Please transcribe the listing below in full and word for word, without its pictures.
▽
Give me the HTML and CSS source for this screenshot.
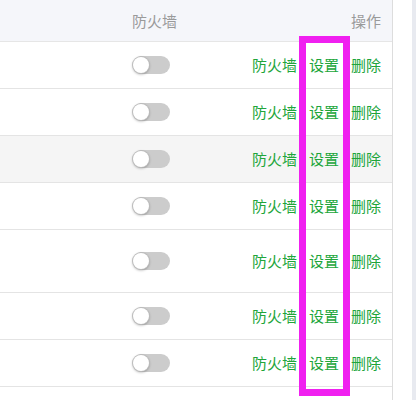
FILE: index.html
```html
<!DOCTYPE html>
<html lang="zh-CN">
<head>
    <meta charset="UTF-8">
    <meta name="viewport" content="width=device-width, initial-scale=1.0">
    <title>站点列表</title>
    <link rel="stylesheet" href="styles.css">
</head>
<body>
    <div class="page">
        <div class="table-box">
            <table class="site-table">
                <thead>
                    <tr>
                        <th class="col-name"></th>
                        <th class="col-fw">防火墙</th>
                        <th class="col-op">操作</th>
                    </tr>
                </thead>
                <tbody>
                    <tr>
                        <td class="col-name"></td>
                        <td class="col-fw"><span class="switch"><span class="knob"></span></span></td>
                        <td class="col-op"><div class="ops"><a class="op">防火墙</a><a class="op">设置</a><a class="op">删除</a></div></td>
                    </tr>
                    <tr>
                        <td class="col-name"></td>
                        <td class="col-fw"><span class="switch"><span class="knob"></span></span></td>
                        <td class="col-op"><div class="ops"><a class="op">防火墙</a><a class="op">设置</a><a class="op">删除</a></div></td>
                    </tr>
                    <tr class="hover">
                        <td class="col-name"></td>
                        <td class="col-fw"><span class="switch"><span class="knob"></span></span></td>
                        <td class="col-op"><div class="ops"><a class="op">防火墙</a><a class="op">设置</a><a class="op">删除</a></div></td>
                    </tr>
                    <tr>
                        <td class="col-name"></td>
                        <td class="col-fw"><span class="switch"><span class="knob"></span></span></td>
                        <td class="col-op"><div class="ops"><a class="op">防火墙</a><a class="op">设置</a><a class="op">删除</a></div></td>
                    </tr>
                    <tr class="tall">
                        <td class="col-name"></td>
                        <td class="col-fw"><span class="switch"><span class="knob"></span></span></td>
                        <td class="col-op"><div class="ops"><a class="op">防火墙</a><a class="op">设置</a><a class="op">删除</a></div></td>
                    </tr>
                    <tr>
                        <td class="col-name"></td>
                        <td class="col-fw"><span class="switch"><span class="knob"></span></span></td>
                        <td class="col-op"><div class="ops"><a class="op">防火墙</a><a class="op">设置</a><a class="op">删除</a></div></td>
                    </tr>
                    <tr>
                        <td class="col-name"></td>
                        <td class="col-fw"><span class="switch"><span class="knob"></span></span></td>
                        <td class="col-op"><div class="ops"><a class="op">防火墙</a><a class="op">设置</a><a class="op">删除</a></div></td>
                    </tr>
                    <tr>
                        <td class="col-name"></td>
                        <td class="col-fw"><span class="switch"><span class="knob"></span></span></td>
                        <td class="col-op"></td>
                    </tr>
                </tbody>
            </table>
            <div class="mark"></div>
        </div>
        <div class="gutter"></div>
        <div class="track"></div>
    </div>
</body>
</html>
```

FILE: styles.css
```css
* {
    margin: 0;
    padding: 0;
    box-sizing: border-box;
}
body {
    font-family: "Liberation Sans", "Noto Sans CJK SC", sans-serif;
    font-size: 15px;
    background: #fff;
    overflow: hidden;
}
.page {
    display: flex;
    height: 400px;
}
.table-box {
    position: relative;
    width: 393px;
    border-right: 1px solid #ddd;
    overflow: hidden;
}
.gutter {
    width: 19px;
    background: #fff;
}
.track {
    width: 4px;
    background: #e8eaf0;
}
.site-table {
    width: 392px;
    border-collapse: collapse;
    table-layout: fixed;
}
.site-table th {
    height: 41px;
    background: #f5f6fa;
    color: #9a9a9a;
    font-weight: normal;
    text-align: left;
    border-bottom: 1px solid #e6e6e6;
}
.site-table td {
    height: 47px;
    border-bottom: 1px solid #e4e4e4;
}
.site-table tr.tall td {
    height: 63px;
}
.site-table tr.hover td {
    background: #f5f5f5;
}
.col-name {
    width: 132px;
}
.col-fw {
    width: 110px;
}
.site-table .col-op {
    text-align: right;
    padding-right: 11px;
}
.ops {
    display: flex;
    justify-content: flex-end;
    gap: 12px;
}
.op {
    color: #20a53a;
    cursor: pointer;
}
.switch {
    position: relative;
    display: block;
    width: 37px;
    height: 18px;
    margin-left: 1px;
    border-radius: 9px;
    background: #ccc;
}
.knob {
    position: absolute;
    left: 0;
    top: 1px;
    width: 16px;
    height: 16px;
    border-radius: 50%;
    background: #fff;
    box-shadow: 0 0 0 1px #bbb, 0 1px 3px rgba(0, 0, 0, 0.4);
}
.mark {
    position: absolute;
    left: 299px;
    top: 36px;
    width: 51px;
    height: 360px;
    border: 7px solid #f020f0;
}
```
△
● **Solution**
Give me the HTML and CSS source for this screenshot.
FILE: index.html
```html
<!DOCTYPE html>
<html lang="zh-CN">
<head>
    <meta charset="UTF-8">
    <meta name="viewport" content="width=device-width, initial-scale=1.0">
    <title>站点列表</title>
    <link rel="stylesheet" href="styles.css">
</head>
<body>
    <div class="page">
        <div class="table-box">
            <table class="site-table">
                <thead>
                    <tr>
                        <th class="col-name"></th>
                        <th class="col-fw">防火墙</th>
                        <th class="col-op">操作</th>
                    </tr>
                </thead>
                <tbody>
                    <tr>
                        <td class="col-name"></td>
                        <td class="col-fw"><span class="switch"><span class="knob"></span></span></td>
                        <td class="col-op"><div class="ops"><a class="op">防火墙</a><a class="op">设置</a><a class="op">删除</a></div></td>
                    </tr>
                    <tr>
                        <td class="col-name"></td>
                        <td class="col-fw"><span class="switch"><span class="knob"></span></span></td>
                        <td class="col-op"><div class="ops"><a class="op">防火墙</a><a class="op">设置</a><a class="op">删除</a></div></td>
                    </tr>
                    <tr class="hover">
                        <td class="col-name"></td>
                        <td class="col-fw"><span class="switch"><span class="knob"></span></span></td>
                        <td class="col-op"><div class="ops"><a class="op">防火墙</a><a class="op">设置</a><a class="op">删除</a></div></td>
                    </tr>
                    <tr>
                        <td class="col-name"></td>
                        <td class="col-fw"><span class="switch"><span class="knob"></span></span></td>
                        <td class="col-op"><div class="ops"><a class="op">防火墙</a><a class="op">设置</a><a class="op">删除</a></div></td>
                    </tr>
                    <tr class="tall">
                        <td class="col-name"></td>
                        <td class="col-fw"><span class="switch"><span class="knob"></span></span></td>
                        <td class="col-op"><div class="ops"><a class="op">防火墙</a><a class="op">设置</a><a class="op">删除</a></div></td>
                    </tr>
                    <tr>
                        <td class="col-name"></td>
                        <td class="col-fw"><span class="switch"><span class="knob"></span></span></td>
                        <td class="col-op"><div class="ops"><a class="op">防火墙</a><a class="op">设置</a><a class="op">删除</a></div></td>
                    </tr>
                    <tr>
                        <td class="col-name"></td>
                        <td class="col-fw"><span class="switch"><span class="knob"></span></span></td>
                        <td class="col-op"><div class="ops"><a class="op">防火墙</a><a class="op">设置</a><a class="op">删除</a></div></td>
                    </tr>
                    <tr>
                        <td class="col-name"></td>
                        <td class="col-fw"><span class="switch"><span class="knob"></span></span></td>
                        <td class="col-op"></td>
                    </tr>
                </tbody>
            </table>
            <div class="mark"></div>
        </div>
        <div class="gutter"></div>
        <div class="track"></div>
    </div>
</body>
</html>
```

FILE: styles.css
```css
* {
    margin: 0;
    padding: 0;
    box-sizing: border-box;
}
body {
    font-family: "Liberation Sans", "Noto Sans CJK SC", sans-serif;
    font-size: 15px;
    background: #fff;
    overflow: hidden;
}
.page {
    display: flex;
    height: 400px;
}
.table-box {
    position: relative;
    width: 393px;
    border-right: 1px solid #ddd;
    overflow: hidden;
}
.gutter {
    width: 19px;
    background: #fff;
}
.track {
    width: 4px;
    background: #e8eaf0;
}
.site-table {
    width: 392px;
    border-collapse: collapse;
    table-layout: fixed;
}
.site-table th {
    height: 41px;
    background: #f5f6fa;
    color: #9a9a9a;
    font-weight: normal;
    text-align: left;
    border-bottom: 1px solid #e6e6e6;
}
.site-table td {
    height: 47px;
    border-bottom: 1px solid #e4e4e4;
}
.site-table tr.tall td {
    height: 63px;
}
.site-table tr.hover td {
    background: #f5f5f5;
}
.col-name {
    width: 132px;
}
.col-fw {
    width: 110px;
}
.site-table .col-op {
    text-align: right;
    padding-right: 11px;
}
.ops {
    display: flex;
    justify-content: flex-end;
    gap: 12px;
}
.op {
    color: #20a53a;
    cursor: pointer;
}
.switch {
    position: relative;
    display: block;
    width: 37px;
    height: 18px;
    margin-left: 1px;
    border-radius: 9px;
    background: #ccc;
}
.knob {
    position: absolute;
    left: 0;
    top: 1px;
    width: 16px;
    height: 16px;
    border-radius: 50%;
    background: #fff;
    box-shadow: 0 0 0 1px #bbb, 0 1px 3px rgba(0, 0, 0, 0.4);
}
.mark {
    position: absolute;
    left: 299px;
    top: 36px;
    width: 51px;
    height: 360px;
    border: 7px solid #f020f0;
}
```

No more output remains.